I would point out that the nature of an RP and the nature of the mythos are inhernetly at a contradiction.

Which is a lack of agency.

Being so small, so insignificant so powerless, works much better in a story where the reader is powerless, they are just along for the ride, they can't change the story, they can't come up with a solution, but that's the nature of simply reading, it isn't a limitation it's the nature of the medium.

To be powerless in an RP to not have agency, to not be able to change things meaningfully, is quite different.


Now these can be reconciled. It is something you need to think of carefully though. One version of the RPG used a jenga tower as a mechanic where each risky action involved moving a block until the tower fell and you either died or went crazy. That was a good mechanic, for horror and managed to balance a lack of control (the tower falling) and agency (Avoiding risk IC and playing the jenga game well).
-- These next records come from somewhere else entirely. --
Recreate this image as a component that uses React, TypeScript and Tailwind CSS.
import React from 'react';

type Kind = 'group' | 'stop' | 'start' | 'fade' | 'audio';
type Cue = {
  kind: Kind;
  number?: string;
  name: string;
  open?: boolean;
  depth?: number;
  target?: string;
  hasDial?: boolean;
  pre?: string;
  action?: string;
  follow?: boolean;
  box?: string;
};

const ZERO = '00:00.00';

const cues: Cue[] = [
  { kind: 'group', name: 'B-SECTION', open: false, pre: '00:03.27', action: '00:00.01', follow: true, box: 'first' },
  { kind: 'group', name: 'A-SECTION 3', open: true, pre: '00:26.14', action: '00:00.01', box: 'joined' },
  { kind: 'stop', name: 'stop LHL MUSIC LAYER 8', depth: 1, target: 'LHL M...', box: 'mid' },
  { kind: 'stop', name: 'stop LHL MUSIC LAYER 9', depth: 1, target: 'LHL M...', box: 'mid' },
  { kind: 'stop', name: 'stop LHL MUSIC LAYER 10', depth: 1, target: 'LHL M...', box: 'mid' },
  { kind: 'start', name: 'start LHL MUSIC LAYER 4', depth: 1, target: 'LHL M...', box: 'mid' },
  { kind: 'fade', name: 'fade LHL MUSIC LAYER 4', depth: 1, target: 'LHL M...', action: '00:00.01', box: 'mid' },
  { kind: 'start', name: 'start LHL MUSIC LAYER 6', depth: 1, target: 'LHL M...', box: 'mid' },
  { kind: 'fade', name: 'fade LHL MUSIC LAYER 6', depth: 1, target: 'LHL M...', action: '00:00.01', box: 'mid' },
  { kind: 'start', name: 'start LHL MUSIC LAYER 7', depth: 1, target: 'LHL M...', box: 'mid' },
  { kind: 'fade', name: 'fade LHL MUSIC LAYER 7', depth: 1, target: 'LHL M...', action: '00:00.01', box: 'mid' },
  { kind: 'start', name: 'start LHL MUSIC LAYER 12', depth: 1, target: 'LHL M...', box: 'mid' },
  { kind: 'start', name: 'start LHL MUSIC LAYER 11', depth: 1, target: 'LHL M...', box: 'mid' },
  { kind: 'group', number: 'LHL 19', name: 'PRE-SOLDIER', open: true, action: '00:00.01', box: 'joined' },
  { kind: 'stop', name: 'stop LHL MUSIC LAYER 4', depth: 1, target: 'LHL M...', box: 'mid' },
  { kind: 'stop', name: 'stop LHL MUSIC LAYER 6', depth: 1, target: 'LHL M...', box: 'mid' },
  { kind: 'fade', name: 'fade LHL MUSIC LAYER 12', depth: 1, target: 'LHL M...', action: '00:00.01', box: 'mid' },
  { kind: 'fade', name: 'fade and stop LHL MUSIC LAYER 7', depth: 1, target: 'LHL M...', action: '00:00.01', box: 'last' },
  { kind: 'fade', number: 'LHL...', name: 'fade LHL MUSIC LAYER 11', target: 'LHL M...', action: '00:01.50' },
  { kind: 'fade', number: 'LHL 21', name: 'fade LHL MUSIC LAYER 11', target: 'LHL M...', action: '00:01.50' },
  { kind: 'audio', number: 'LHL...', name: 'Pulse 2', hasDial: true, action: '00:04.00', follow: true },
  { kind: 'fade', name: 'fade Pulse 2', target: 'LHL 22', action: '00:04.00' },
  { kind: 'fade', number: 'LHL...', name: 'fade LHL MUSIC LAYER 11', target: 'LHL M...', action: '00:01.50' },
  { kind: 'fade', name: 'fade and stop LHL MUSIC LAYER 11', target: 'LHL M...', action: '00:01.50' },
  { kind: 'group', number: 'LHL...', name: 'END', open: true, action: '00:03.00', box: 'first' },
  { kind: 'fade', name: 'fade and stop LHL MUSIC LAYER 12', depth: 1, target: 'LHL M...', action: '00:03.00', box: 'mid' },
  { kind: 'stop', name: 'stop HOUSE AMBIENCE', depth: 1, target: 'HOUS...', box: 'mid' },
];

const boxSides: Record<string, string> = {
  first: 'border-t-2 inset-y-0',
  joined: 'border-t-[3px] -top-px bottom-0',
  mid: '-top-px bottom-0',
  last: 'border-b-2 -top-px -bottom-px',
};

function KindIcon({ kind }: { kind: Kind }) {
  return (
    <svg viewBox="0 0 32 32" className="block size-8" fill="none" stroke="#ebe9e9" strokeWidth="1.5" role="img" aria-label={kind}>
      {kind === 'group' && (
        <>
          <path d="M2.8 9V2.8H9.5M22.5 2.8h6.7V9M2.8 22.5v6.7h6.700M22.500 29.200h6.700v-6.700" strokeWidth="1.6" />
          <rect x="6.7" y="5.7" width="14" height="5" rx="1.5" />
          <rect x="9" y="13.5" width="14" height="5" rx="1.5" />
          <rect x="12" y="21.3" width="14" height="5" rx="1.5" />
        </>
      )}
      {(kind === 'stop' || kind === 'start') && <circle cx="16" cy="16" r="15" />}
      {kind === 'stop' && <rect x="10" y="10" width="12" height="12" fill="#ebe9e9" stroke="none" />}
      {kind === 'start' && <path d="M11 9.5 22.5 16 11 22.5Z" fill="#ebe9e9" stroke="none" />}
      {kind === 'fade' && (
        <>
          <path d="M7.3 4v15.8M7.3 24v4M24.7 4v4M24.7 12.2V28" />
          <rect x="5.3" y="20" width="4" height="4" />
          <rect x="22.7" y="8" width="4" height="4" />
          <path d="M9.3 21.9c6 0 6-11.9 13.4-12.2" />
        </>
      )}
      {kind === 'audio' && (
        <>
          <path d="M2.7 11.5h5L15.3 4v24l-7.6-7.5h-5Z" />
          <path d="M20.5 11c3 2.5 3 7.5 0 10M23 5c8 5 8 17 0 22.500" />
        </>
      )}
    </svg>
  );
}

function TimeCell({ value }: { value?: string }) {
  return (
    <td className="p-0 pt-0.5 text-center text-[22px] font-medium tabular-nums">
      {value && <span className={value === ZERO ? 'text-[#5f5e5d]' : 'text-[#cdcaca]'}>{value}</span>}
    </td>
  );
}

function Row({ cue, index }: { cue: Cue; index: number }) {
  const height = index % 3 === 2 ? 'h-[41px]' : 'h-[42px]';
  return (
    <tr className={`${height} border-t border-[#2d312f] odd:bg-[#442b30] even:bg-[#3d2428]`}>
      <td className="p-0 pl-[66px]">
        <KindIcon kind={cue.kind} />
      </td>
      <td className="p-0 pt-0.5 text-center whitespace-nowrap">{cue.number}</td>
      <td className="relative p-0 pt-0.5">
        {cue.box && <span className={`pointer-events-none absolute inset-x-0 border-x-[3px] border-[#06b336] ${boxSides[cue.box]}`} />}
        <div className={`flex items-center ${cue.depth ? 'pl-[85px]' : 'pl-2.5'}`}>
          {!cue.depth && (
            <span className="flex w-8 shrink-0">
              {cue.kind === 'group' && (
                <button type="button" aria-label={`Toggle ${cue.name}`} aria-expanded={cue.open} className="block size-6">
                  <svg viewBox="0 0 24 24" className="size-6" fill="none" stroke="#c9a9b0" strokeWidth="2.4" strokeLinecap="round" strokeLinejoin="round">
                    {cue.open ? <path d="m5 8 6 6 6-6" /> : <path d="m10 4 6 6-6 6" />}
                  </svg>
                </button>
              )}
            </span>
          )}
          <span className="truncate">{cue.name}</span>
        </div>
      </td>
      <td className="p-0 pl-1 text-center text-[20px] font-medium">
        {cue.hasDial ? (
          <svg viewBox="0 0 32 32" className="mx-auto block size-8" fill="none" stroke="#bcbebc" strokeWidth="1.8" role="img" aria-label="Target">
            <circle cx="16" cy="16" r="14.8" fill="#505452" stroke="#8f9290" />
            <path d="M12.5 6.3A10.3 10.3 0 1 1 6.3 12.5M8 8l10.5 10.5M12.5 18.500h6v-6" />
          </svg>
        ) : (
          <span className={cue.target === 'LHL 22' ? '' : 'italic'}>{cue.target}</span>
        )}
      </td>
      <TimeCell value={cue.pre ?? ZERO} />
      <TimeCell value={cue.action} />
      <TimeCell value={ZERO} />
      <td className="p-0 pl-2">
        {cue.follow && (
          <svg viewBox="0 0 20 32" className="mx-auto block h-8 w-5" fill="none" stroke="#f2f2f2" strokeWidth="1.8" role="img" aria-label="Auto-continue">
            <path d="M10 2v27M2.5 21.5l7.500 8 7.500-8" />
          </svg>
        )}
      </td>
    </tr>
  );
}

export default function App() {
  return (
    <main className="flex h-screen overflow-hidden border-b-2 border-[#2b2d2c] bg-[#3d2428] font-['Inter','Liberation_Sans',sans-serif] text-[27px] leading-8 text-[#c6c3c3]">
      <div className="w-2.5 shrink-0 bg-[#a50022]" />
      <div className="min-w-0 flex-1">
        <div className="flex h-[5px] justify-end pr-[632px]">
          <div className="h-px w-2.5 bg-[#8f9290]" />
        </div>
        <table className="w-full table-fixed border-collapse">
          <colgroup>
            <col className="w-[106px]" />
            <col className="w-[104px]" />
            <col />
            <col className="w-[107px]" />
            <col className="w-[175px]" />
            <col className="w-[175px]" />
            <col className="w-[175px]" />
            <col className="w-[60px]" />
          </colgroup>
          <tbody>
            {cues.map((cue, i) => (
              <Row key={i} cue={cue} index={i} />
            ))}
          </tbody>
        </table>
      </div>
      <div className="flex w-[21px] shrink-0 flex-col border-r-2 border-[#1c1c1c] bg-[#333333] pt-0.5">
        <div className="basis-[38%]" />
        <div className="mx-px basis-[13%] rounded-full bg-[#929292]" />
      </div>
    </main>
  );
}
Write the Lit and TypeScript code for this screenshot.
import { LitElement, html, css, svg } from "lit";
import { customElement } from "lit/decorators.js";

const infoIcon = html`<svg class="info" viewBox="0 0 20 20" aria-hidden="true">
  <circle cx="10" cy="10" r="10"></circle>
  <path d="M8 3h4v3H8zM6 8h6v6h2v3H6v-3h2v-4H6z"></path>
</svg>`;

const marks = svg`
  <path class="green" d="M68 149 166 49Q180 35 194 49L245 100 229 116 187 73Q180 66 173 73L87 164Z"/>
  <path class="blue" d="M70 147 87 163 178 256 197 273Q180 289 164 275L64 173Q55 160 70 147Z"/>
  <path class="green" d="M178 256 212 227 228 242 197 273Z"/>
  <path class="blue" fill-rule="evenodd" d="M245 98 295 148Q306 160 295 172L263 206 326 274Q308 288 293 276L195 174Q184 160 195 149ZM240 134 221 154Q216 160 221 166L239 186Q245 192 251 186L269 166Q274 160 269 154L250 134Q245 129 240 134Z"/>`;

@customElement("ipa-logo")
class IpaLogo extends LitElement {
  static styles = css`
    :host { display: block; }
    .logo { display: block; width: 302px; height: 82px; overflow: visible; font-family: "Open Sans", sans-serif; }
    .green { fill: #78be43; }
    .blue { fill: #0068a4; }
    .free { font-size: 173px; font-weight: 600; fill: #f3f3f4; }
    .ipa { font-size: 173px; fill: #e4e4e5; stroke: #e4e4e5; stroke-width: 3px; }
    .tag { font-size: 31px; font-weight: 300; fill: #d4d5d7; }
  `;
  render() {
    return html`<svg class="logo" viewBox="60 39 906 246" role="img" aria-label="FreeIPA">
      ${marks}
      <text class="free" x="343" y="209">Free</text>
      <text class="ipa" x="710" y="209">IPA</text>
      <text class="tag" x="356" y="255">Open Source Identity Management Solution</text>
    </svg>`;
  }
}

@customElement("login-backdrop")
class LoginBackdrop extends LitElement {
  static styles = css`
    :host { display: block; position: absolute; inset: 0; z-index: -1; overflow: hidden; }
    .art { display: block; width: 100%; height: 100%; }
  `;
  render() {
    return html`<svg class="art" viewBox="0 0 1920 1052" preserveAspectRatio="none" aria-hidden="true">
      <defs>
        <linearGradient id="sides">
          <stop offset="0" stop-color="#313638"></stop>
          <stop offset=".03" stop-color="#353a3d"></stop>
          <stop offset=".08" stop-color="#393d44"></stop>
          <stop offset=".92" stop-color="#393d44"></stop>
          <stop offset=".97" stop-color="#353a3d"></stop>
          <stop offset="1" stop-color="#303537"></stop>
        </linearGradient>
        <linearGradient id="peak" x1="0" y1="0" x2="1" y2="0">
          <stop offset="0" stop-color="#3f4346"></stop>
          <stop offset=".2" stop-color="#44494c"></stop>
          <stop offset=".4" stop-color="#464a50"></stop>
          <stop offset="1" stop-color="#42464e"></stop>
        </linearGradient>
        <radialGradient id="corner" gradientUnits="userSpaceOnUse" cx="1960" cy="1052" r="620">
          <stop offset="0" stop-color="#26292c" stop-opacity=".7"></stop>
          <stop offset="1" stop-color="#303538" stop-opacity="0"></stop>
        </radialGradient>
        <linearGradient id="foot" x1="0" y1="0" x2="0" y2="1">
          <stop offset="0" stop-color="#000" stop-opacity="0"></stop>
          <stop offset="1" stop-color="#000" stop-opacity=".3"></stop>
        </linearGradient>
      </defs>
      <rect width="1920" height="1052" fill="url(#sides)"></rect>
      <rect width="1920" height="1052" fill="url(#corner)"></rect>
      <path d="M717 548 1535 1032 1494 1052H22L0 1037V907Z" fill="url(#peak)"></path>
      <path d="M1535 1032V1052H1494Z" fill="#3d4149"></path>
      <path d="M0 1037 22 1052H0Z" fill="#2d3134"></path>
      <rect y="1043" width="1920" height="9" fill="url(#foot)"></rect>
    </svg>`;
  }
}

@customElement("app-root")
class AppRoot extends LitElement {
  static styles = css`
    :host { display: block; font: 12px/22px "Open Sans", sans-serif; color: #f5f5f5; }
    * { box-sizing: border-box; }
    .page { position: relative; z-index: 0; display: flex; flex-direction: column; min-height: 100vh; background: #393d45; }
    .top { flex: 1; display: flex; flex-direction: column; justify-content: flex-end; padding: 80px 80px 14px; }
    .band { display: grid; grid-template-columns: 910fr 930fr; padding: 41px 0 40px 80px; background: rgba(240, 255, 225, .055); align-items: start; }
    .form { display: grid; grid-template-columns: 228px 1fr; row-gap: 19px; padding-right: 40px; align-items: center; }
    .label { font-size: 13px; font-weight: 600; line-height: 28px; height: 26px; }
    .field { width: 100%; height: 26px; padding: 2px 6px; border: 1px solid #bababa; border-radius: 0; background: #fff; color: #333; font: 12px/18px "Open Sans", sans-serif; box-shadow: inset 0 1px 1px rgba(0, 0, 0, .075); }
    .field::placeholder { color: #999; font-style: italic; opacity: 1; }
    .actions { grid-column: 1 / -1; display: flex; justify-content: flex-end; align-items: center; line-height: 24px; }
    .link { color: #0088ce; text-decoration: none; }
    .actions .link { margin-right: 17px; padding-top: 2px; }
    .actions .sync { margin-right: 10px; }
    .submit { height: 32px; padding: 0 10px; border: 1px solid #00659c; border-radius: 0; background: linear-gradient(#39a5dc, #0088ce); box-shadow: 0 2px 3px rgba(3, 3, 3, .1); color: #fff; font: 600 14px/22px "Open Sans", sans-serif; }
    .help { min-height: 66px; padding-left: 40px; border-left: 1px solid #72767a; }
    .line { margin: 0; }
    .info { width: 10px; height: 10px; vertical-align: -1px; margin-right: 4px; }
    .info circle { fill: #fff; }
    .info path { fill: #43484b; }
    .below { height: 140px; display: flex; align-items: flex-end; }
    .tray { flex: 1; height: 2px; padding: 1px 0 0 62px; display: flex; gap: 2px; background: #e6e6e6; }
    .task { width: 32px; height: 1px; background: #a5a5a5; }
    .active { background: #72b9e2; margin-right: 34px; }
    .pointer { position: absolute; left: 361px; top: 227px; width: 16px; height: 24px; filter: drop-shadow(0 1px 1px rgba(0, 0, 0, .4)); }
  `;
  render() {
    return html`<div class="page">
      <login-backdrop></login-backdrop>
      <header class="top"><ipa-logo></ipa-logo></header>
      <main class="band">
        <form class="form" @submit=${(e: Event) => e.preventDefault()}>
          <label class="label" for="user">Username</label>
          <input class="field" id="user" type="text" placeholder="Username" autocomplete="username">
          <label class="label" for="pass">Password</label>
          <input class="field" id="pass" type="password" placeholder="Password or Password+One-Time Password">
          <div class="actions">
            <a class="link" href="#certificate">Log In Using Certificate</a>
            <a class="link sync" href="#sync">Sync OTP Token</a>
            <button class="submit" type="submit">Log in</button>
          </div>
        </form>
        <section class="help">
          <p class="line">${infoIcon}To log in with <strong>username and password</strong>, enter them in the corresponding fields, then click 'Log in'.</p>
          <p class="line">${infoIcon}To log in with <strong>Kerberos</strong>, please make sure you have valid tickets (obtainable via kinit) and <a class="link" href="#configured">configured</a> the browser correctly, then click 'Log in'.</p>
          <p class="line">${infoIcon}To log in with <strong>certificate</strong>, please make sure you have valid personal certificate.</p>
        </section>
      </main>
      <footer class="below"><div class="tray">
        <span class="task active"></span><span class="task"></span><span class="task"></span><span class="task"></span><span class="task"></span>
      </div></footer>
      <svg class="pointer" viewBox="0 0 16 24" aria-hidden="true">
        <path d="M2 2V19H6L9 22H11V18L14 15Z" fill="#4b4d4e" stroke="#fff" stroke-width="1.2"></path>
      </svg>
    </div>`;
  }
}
So it can be done. It's just a mythos that has a large number of hurdles.


Horror is a less popular RP genre
It's a setting about lack of agency
It's a specific sub set of an already kind of niche thing
 
Maybe this is a random take, but a lot of people have moved away from Lovecraft in modern age due to his...very racist view-points. It has come more to light, I personally know a lot of people who like work of a similar genre but aren't comfortable in particular with his work as they feel his morals have bled into the writing as metaphors.

Junji Ito on the other hand is also great.
Actually someone pointed this out to me that Lovecraft actually retracted his xenophobic beliefs a few months before his death. Also he was terrified of air conditioning.
 
I remember being afraid of water because I drank too much water under water (or you could say I drowned, whatever). I understand being afraid of the ocean; hell, I can understand being afraid of people with all the sneaking around I do. Every monster is a manifestation of a person's fear, all fear is silly when we consider just how insignificant we are.